Sunday 25 January 2015

How little I know about trade marks

6 January 2015, 10.30 am

I attend a meeting of the Trade Marks Committee.  I have not done any trade mark work since they changed the law while I wasn’t looking (perhaps I should have been looking, but in my defence I was having a baby at the time and was a little distracted).  So, I am not able to contribute much, but it is good fun listening anyway.

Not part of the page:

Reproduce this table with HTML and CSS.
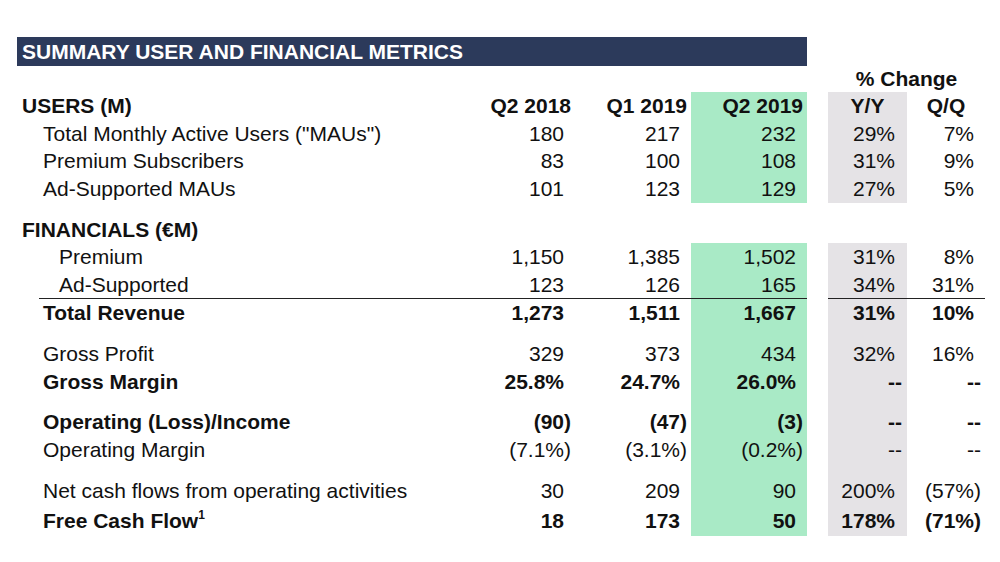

Things have changed in the trade mark world since I was practising.  It was all about exam reports back then.  You filed a trade mark application; you got an exam report.  The objections were many and varied.  For example, if you tried to register, let’s say, APPLE for computer software, it would be dismissed as:

  • Descriptive for software relating to apples.  (So you would exclude software relating to apples from your specification of goods.)
  • Deceptive for software not relating to apples.  (So you would also exclude software not relating to apples.)
  • Listed in someone’s phone book.
  • The word for something anatomically inappropriate in some West African tribal language.
  • Confusingly similar to MANGO, which is registered for clothes.  (So you would exclude software not relating to apples but relating to mangos.)
  • In colour.
  • In black and white.
  • Not part of a series.
  • Too high up on the page.

These days, I gather trade mark law is much more focused on commercial issues like Is the bloke down the road likely to turn up at your warehouse with a sledgehammer because you’re nicking his customers, or Will you get away with it on Twitter®?  Which I cannot help thinking is slightly nearer the point.

Anyway, it’s alright because the nice people on the Trade Marks Committee are going to start writing beginner-level briefing notes on the major trade mark issues of the day, for CIPA members who would no longer recognise a trade mark if it crossed the road in front of them.  It is perhaps not alright that the Vice-President falls into this category.